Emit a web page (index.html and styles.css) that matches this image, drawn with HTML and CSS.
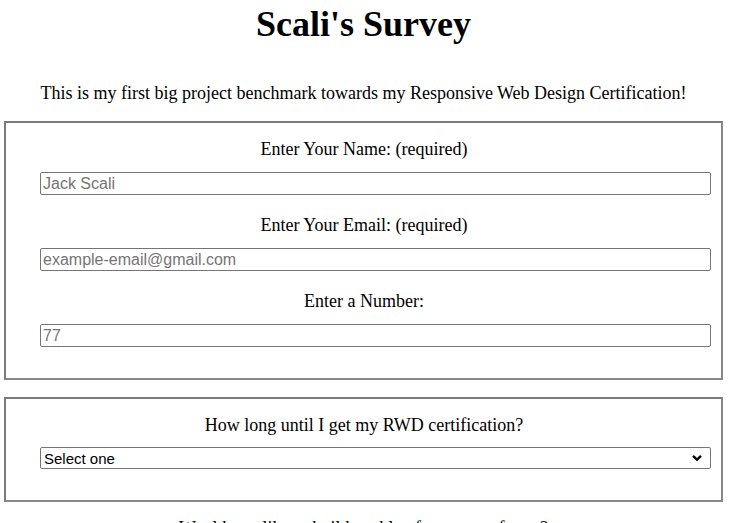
FILE: index.html
```html
<!DOCTYPE html>
<html lang="en">
<head>
<meta charset="utf-8">
<title>Scali's Survey</title>
<link rel="stylesheet" href="styles.css">
</head>
<body>
<h1 class="title" id="title">Scali's Survey</h1>
<p class="description" id="description">This is my first big project benchmark towards my Responsive Web Design Certification!</p>
<form class="survey" id="survey-form">
  <fieldset class="group">
    <label class="field-label" for="name" id="name-label">Enter Your Name: (required)</label>
    <input class="field" id="name" type="text" placeholder="Jack Scali" required>
    <label class="field-label" for="email" id="email-label">Enter Your Email: (required)</label>
    <input class="field" id="email" type="email" placeholder="example-email@gmail.com" required>
    <label class="field-label" for="number" id="number-label">Enter a Number:</label>
    <input class="field" id="number" type="number" placeholder="77">
  </fieldset>
  <fieldset class="group group-select">
    <label class="field-label" for="dropdown">How long until I get my RWD certification?</label>
    <div class="select-wrap">
      <select class="field select" id="dropdown">
        <option>Select one</option>
        <option>A week</option>
        <option>A month</option>
        <option>A year</option>
      </select>
      <svg class="chevron" width="12" height="8" viewBox="0 0 12 8" aria-hidden="true">
        <path d="M2 1.8 L6 5.6 L10 1.8" fill="none" stroke="#000" stroke-width="2.4" stroke-linecap="butt" stroke-linejoin="miter"/>
      </svg>
    </div>
  </fieldset>
  <p class="question">Would you like to build a table of your own for us?</p>
</form>
</body>
</html>
```
FILE: styles.css
```css
html, body {
  margin: 0;
  background: #fff;
}
body {
  padding: 0 7px 0 4px;
  font-family: "Liberation Serif", "Times New Roman", serif;
  color: #000;
}
.title {
  margin: 4px 0 0;
  font-size: 36px;
  font-weight: bold;
  text-align: center;
  line-height: 41px;
}
.description {
  margin: 38px 0 0;
  font-size: 18px;
  line-height: 21px;
  text-align: center;
}
.survey {
  margin: 17px 0 0;
}
.group {
  margin: 0;
  padding: 16px 10px 31px 34px;
  border: 2px solid #7b7b7b;
  border-right-color: #888;
  border-bottom-color: #888;
  display: flex;
  flex-direction: column;
  min-width: 0;
}
.group-select {
  margin-top: 17px;
  padding-bottom: 31px;
}
.field-label {
  display: block;
  font-size: 18px;
  line-height: 21px;
  text-align: center;
  margin: 0 0 12px -23px;
}
.field {
  box-sizing: border-box;
  width: 100%;
  height: 23px;
  margin: 0 0 20px;
  padding: 1px 2px;
  border: 1px solid #767676;
  border-radius: 2px;
  font-family: "Liberation Sans", Arial, sans-serif;
  font-size: 16px;
  color: #000;
  background: #fff;
}
.group .field:last-child {
  margin-bottom: 0;
}
.field::placeholder {
  color: #757575;
}
.select-wrap {
  position: relative;
}
.select {
  display: block;
  height: 22px;
  margin: 0;
  padding: 0 0 0 3px;
  font-size: 15px;
  -webkit-appearance: none;
  appearance: none;
}
.chevron {
  position: absolute;
  right: 8px;
  top: 7px;
  pointer-events: none;
}
.group-select .field-label {
  margin-bottom: 11px;
}
.question {
  margin: 16px 0 0;
  font-size: 18px;
  line-height: 21px;
  text-align: center;
}
```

Problem statement: From the material above, count the lines that include "styles" and give only the total.

Answer for the task: 3